O
problema do Dia da Marmota à brasileira, como vocês já devem ter
adivinhado, é que nossas ações não têm conseguido mudar o looping do
curso das coisas — do contrário, seríamos uma comédia romântica fofinha,
e não nosso Brasil brasileiro. Ruy Goiaba via Crusoé:
Ninguém
volta das férias impunemente: essa foi a primeira coisa que pensei ao
retornar ao Bananão pelo caminho mais feio do Ocidente, a marginal
Tietê, e ser recebido por lixo boiando no rio depois de uma noite de
chuva. Eu vinha do Baguetão, onde passei alguns dias ensolarados de
outono, e nada melhor que o esgotão do Tietê para dar logo um choque de
realidade e facilitar a reentrada na atmosfera: é diferente de chegar,
por exemplo, pelo Rio, onde as belas paisagens conseguem nos enganar por
aproximadamente cinco segundos.
E
isso nem é o pior, meus queridos dois ou três leitores: o pior é a
sensação de que estou — estamos — vivendo na versão brasileira do Dia da
Marmota. Está certo que foram só 15 dias, em vez dos cinco ou seis
meses em que eu poderia flanar por Oropa, França e Bahia se tivesse
nascido fidalgo (filho d’algo) e me mantido o mais longe possível da
faculdade de jornalismo; mas reencontrar o Brasil foi como se eu tivesse
tirado apenas uns 15 minutos de férias, e olhe lá.
Absolutamente tudo continua igual: Jair Bolsonaro falando as cretinices de sempre, Paulo Guedes dizendo que a economia agora vai, Davi Alcolumbre sentado em cima da sabatina de André Mendonça para o Supremo, votações no Congresso que tendem a piorar o que já é ruim, CPI da Covid
— OK, terminou, mas agora o relatório vai para as mãos de Augusto Aras e
Arthur Lira e eles farão, como de costume, exatamente nada —, a Covid
em si, Lula-lá, a terceira-via-que-não-decola etc. E o brasileiro sabe: a
única perspectiva de mudança é acontecer um desastre diferente, que nos
conduza a um looping de desgraças novas.
Falei
em Dia da Marmota e me dei conta de que talvez alguns leitores não
tenham visto Feitiço do Tempo. Na comédia, clássico da Sessão da Tarde,
Bill Murray é Phil Connors, repórter de TV rabugento obrigado a ir a
Punxsutawney, Pensilvânia, em 2 de fevereiro para cobrir as festividades
do Groundhog Day (título original do filme): se a marmota sair da toca
nesse dia e olhar a própria sombra, haverá mais seis meses de inverno.

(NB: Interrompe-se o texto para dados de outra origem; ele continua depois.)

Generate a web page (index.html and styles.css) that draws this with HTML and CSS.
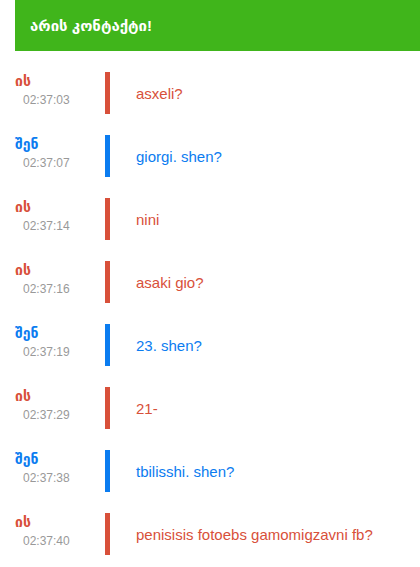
FILE: index.html
```html
<!DOCTYPE html>
<html lang="ka">
<head>
    <meta charset="UTF-8">
    <title>ჩატი</title>
    <link rel="stylesheet" href="styles.css">
</head>
<body>
    <div class="header">არის კონტაქტი!</div>

    <div class="messages">
        <div class="msg them">
            <div class="who"><div class="name">ის</div><div class="time">02:37:03</div></div>
            <div class="bar"></div>
            <div class="text">asxeli?</div>
        </div>
        <div class="msg me">
            <div class="who"><div class="name">შენ</div><div class="time">02:37:07</div></div>
            <div class="bar"></div>
            <div class="text">giorgi. shen?</div>
        </div>
        <div class="msg them">
            <div class="who"><div class="name">ის</div><div class="time">02:37:14</div></div>
            <div class="bar"></div>
            <div class="text">nini</div>
        </div>
        <div class="msg them">
            <div class="who"><div class="name">ის</div><div class="time">02:37:16</div></div>
            <div class="bar"></div>
            <div class="text">asaki gio?</div>
        </div>
        <div class="msg me">
            <div class="who"><div class="name">შენ</div><div class="time">02:37:19</div></div>
            <div class="bar"></div>
            <div class="text">23. shen?</div>
        </div>
        <div class="msg them">
            <div class="who"><div class="name">ის</div><div class="time">02:37:29</div></div>
            <div class="bar"></div>
            <div class="text">21-</div>
        </div>
        <div class="msg me">
            <div class="who"><div class="name">შენ</div><div class="time">02:37:38</div></div>
            <div class="bar"></div>
            <div class="text">tbilisshi. shen?</div>
        </div>
        <div class="msg them">
            <div class="who"><div class="name">ის</div><div class="time">02:37:40</div></div>
            <div class="bar"></div>
            <div class="text">penisisis fotoebs gamomigzavni fb?</div>
        </div>
    </div>
</body>
</html>
```

FILE: styles.css
```css
* {
    margin: 0;
    padding: 0;
    box-sizing: border-box;
}

body {
    font-family: "Liberation Sans", Arial, "DejaVu Sans", sans-serif;
    background-color: #fff;
    overflow: hidden;
}

.header {
    margin-left: 15px;
    height: 51px;
    line-height: 51px;
    padding-left: 15px;
    background-color: #40b51b;
    color: #fff;
    font-weight: bold;
    font-size: 15px;
}

.messages {
    padding-top: 21px;
}

.msg {
    display: flex;
    height: 42px;
    margin-bottom: 21px;
}

.who {
    width: 105px;
    padding-left: 15px;
    padding-top: 1px;
}

.name {
    font-weight: bold;
    font-size: 14px;
    line-height: 16px;
}

.time {
    margin-top: 4px;
    padding-left: 8px;
    font-size: 12px;
    line-height: 14px;
    color: #999;
}

.bar {
    width: 5px;
}

.text {
    display: flex;
    align-items: center;
    padding-left: 26px;
    padding-top: 1px;
    font-size: 15px;
}

.them .name,
.them .text {
    color: #d8503a;
}

.them .bar {
    background-color: #d8503a;
}

.me .name,
.me .text {
    color: #0b7cf0;
}

.me .bar {
    background-color: #0b7cf0;
}
```
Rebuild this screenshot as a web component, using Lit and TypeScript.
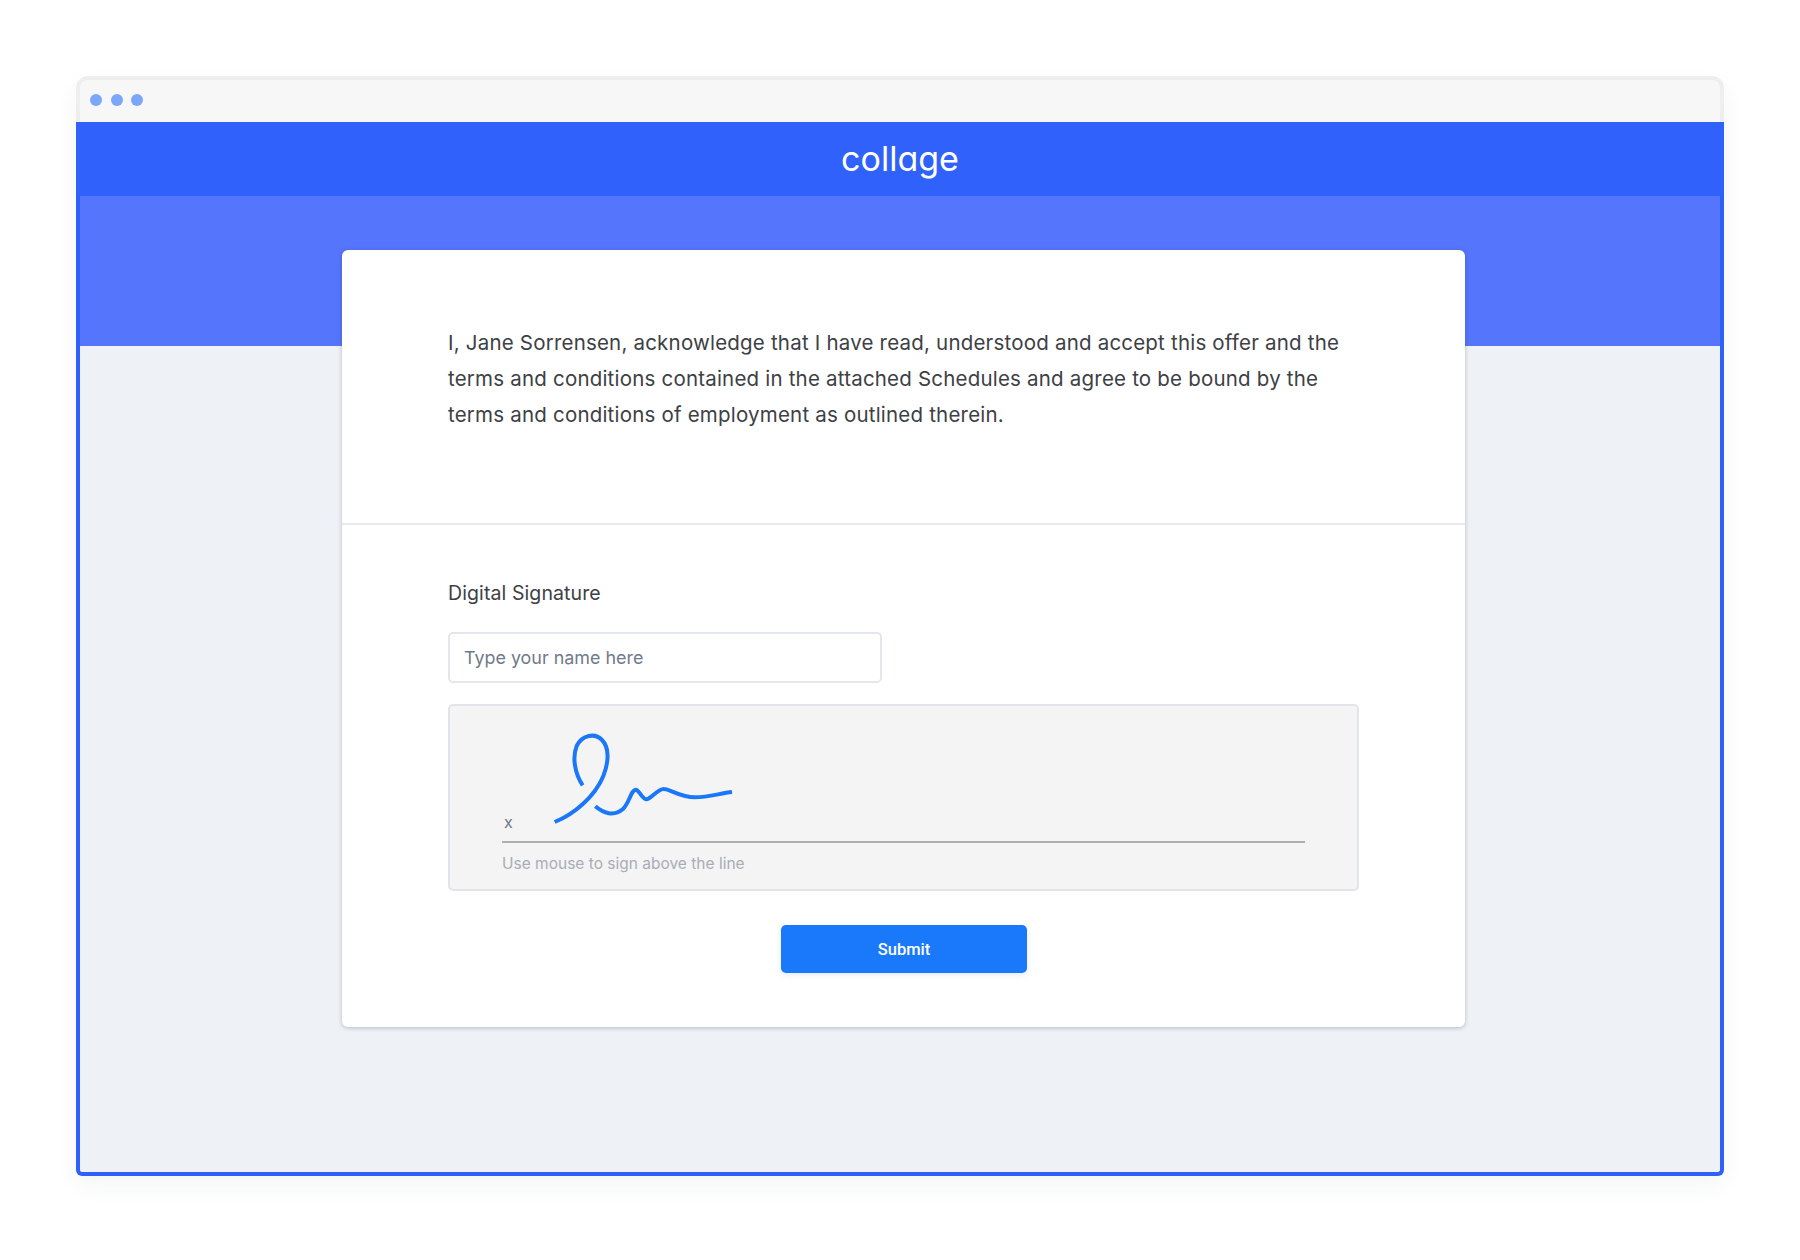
import { LitElement, html, css } from "lit";
import { customElement } from "lit/decorators.js";

@customElement("app-root")
export class AppRoot extends LitElement {
  static styles = css`
    :host { display: block; width: 1800px; height: 1260px; background: #fff; font-family: Inter, Lato, sans-serif; color: #3d4045; overflow: hidden; }
    * { box-sizing: border-box; }
    .page { padding: 76px 76px 0; }
    .window { display: flex; flex-direction: column; height: 1100px; border-radius: 12px; box-shadow: 0 10px 24px rgba(40, 50, 80, 0.05); }
    .titlebar { height: 46px; flex: none; display: flex; align-items: center; gap: 8.5px; padding: 0 0 2px 10px; background: #f7f7f8; border: 4px solid #eeeeee; border-bottom: 0; border-radius: 12px 12px 0 0; }
    .dot { width: 12px; height: 12px; border-radius: 50%; background: #7ba7fa; }
    .header { height: 74px; flex: none; background: #3062fb; display: flex; align-items: center; justify-content: center; padding-bottom: 2px; color: #fff; font-size: 34px; font-weight: 400; font-feature-settings: "cv11" 1; }
    .body { flex: 1; border: 4px solid #3060fa; border-top: 0; border-radius: 0 0 6px 6px; background: linear-gradient(#5575fd 149.5px, #eef1f6 149.5px); padding: 54px 0 0 262px; }
    .card { width: 1123px; height: 777px; background: #fff; border-radius: 6px; box-shadow: 0 1px 4px rgba(40, 50, 70, 0.28); display: flex; flex-direction: column; }
    .intro { height: 275px; padding: 75px 106px 0 106px; border-bottom: 2px solid #e8e9ec; font-size: 20.5px; line-height: 36px; letter-spacing: 0.2px; }
    .intro p { margin: 0; }
    .form { flex: 1; padding: 0 106px 54px 106px; display: flex; flex-direction: column; }
    .label { margin-top: 55px; font-size: 19.5px; line-height: 26px; height: 26px; letter-spacing: 0.1px; }
    .input { margin-top: 26px; width: 434px; height: 51px; border: 2px solid #e3e6eb; border-radius: 5px; padding: 0 14px; display: flex; align-items: center; font-size: 17.9px; color: #6f7a8c; }
    .sign { position: relative; margin-top: 21px; height: 187px; background: #f4f4f5; border: 2px solid #e1e4e9; border-radius: 5px; }
    .sign svg { position: absolute; left: -20px; top: -16px; width: 360px; height: 200px; }
    .x { position: absolute; left: 54px; top: 106px; font-size: 16px; line-height: 20px; color: #70747d; }
    .rule { position: absolute; left: 52px; top: 135px; width: 803px; height: 2px; background: #adafb4; }
    .hint { position: absolute; left: 52px; top: 147px; font-size: 15.5px; line-height: 22px; color: #a9adb5; }
    .submit { margin: 34px 0 0 333px; width: 246px; height: 48px; border: 0; border-radius: 5px; background: #1a78fa; color: #fff; font-family: Roboto, sans-serif; font-size: 16.5px; font-weight: 500; box-shadow: 0 2px 6px rgba(30, 80, 160, 0.12); }
  `;

  render() {
    return html`
      <div class="page">
        <div class="window">
          <div class="titlebar"><span class="dot"></span><span class="dot"></span><span class="dot"></span></div>
          <div class="header">collage</div>
          <div class="body">
            <div class="card">
              <div class="intro">
                <p>I, Jane Sorrensen, acknowledge that I have read, understood and accept this offer and the<br />terms and conditions contained in the attached Schedules and agree to be bound by the<br />terms and conditions of employment as outlined therein.</p>
              </div>
              <div class="form">
                <div class="label">Digital Signature</div>
                <div class="input">Type your name here</div>
                <div class="sign">
                  <svg viewBox="0 0 1080 600" fill="none" stroke="#1a78f8" stroke-width="12">
                    <path d="M374 396C430 374 495 320 520 258C537 215 538 172 516 150C495 128 457 134 440 168C425 205 437 255 458 286" />
                    <path d="M496 349C520 370 552 380 578 358C598 340 603 300 617 299C628 299 636 328 650 328C665 325 685 295 702 297C725 299 750 322 795 322C835 322 870 310 906 306" />
                  </svg>
                  <span class="x">x</span>
                  <div class="rule"></div>
                  <div class="hint">Use mouse to sign above the line</div>
                </div>
                <button class="submit">Submit</button>
              </div>
            </div>
          </div>
        </div>
      </div>
    `;
  }
}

Phil tem um dia péssimo, vai para a cama e acorda no mesmo 2 de
fevereiro, com os mesmíssimos acontecimentos se sucedendo — uma espécie
de “eterno retorno” nietzschiano, só que com a possibilidade de o
repórter alterar os eventos cotidianos por meio de suas ações.
O
problema do Dia da Marmota à brasileira, como vocês já devem ter
adivinhado, é que nossas ações não têm conseguido mudar o looping do
curso das coisas — do contrário, seríamos uma comédia romântica fofinha,
e não nosso Brasil brasileiro. Eu talvez devesse introduzir aqui uma
“nota otimista” sobre a capacidade do jornalismo de pressionar por
mudanças e tal, mas o fato é que, neste dia nublado, este jornalista
rabugento está vivendo intensamente a inveja da marmota: minha vontade é
me esconder num buraco e só voltar no próximo inverno. Só as marmotas
são felizes. (Aliás, em Feitiço do Tempo o repórter e a marmota têm o
mesmo nome, e a única vantagem clara do primeiro Phil sobre o segundo —
atenção, spoiler — é ficar com a Andie MacDowell no final.)
***
A GOIABICE DA SEMANA
O
Bananão continuou produzindo goiabices em abundância na minha ausência:
graças ao bom Deus, nisso o país nunca decepciona. Quero destacar
apenas duas: um post no Facebook da USP, minha alma mater, que falava em
coreanes, indianes, armênies e ÁRABUS — até agora não sei se foi erro
de digitação ou se o “gênero neutro” em “árabes” não era neutro o
suficiente — e um título genial da Folha, “Casos de racismo no futebol
caem em ano sem público nos estádios”. Meu Deus, quem poderia imaginar?
Será que sem torcida nos estádios as brigas de torcida também
diminuíram? Repórteres investigativos, mexam-se!